Original story follows:

Over the weekend, Pokemon Go developer Niantic learned the hard way that staying silent about major gameplay changes is very much not OK. The game's rating on the iTunes App Store plummeted to just 1.5 stars (out of 5) in the US and UK due to thousands of angry reviews, after Niantic removed some popular ways to track Pokemon in the wild.

But today, the word is seemingly out that Niantic made another massive change without telling its fans: it's now harder to catch Pokemon even after you've managed to find them.

Anecdotally, our many Pokemon Go players here at CNET (like me) are pretty sure the reports are true.

We're seeing Pokemon pop out of their Pokeballs more often, run away far more often, and it also appears to be harder to hit some Pokemon (yes, even Pidgey) with our thrown Pokeballs, too.

And, as Kotaku's Patricia Hernandez reports, the game now seems to spawn Pokemon less frequently when you're in a moving vehicle, seemingly because the game doesn't check for nearby Pokemon as often. Personally, I was hardly able to play the game at all on my morning train commute.

On the plus side, perhaps that means Pokemon Go will appeal less to drivers who should be paying attention to the %#*(!# road.

While an awful lot of players on Twitter and Reddit's Pokemon Go community are saying the same things, we can't actually confirm Niantic intentionally made these changes or when they took effect. We've given Niantic several hours to comment, but it has yet to confirm or deny.

(If true and intentional, the change would be a bit self-serving: Niantic makes its money when you buy Pokeballs with in-game currency, which you purchase with real money. If you have to throw more Pokeballs per Pokemon you catch, that's more cash in the company's coffers.)
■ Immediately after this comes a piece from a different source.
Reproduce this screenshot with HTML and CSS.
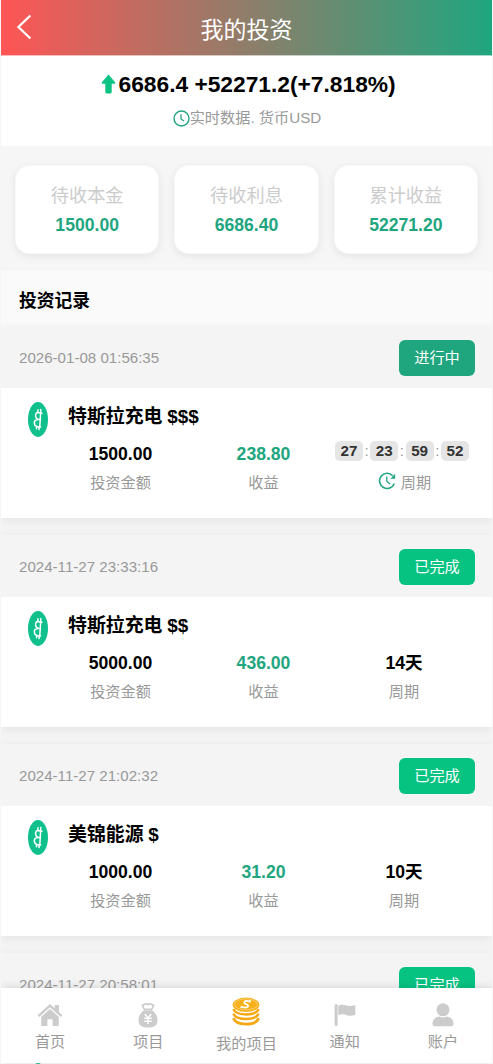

Niantic isn't staying completely silent, by the way. The company just issued an update to its social media channels confirming that Pokemon Go is now live in Latin America (including Brazil, Mexico, Argentina, and reportedly Central and South America as well), and that Pokemon Go's battery saving mode will be back in a future update.

Pokemon Go's developers say that, for now, they're focused on rolling the game out to more countries before they add any more features or fix more bugs.

If you're a fan of the recent changes, that's good news. If not, don't expect Niantic to revert them anytime soon.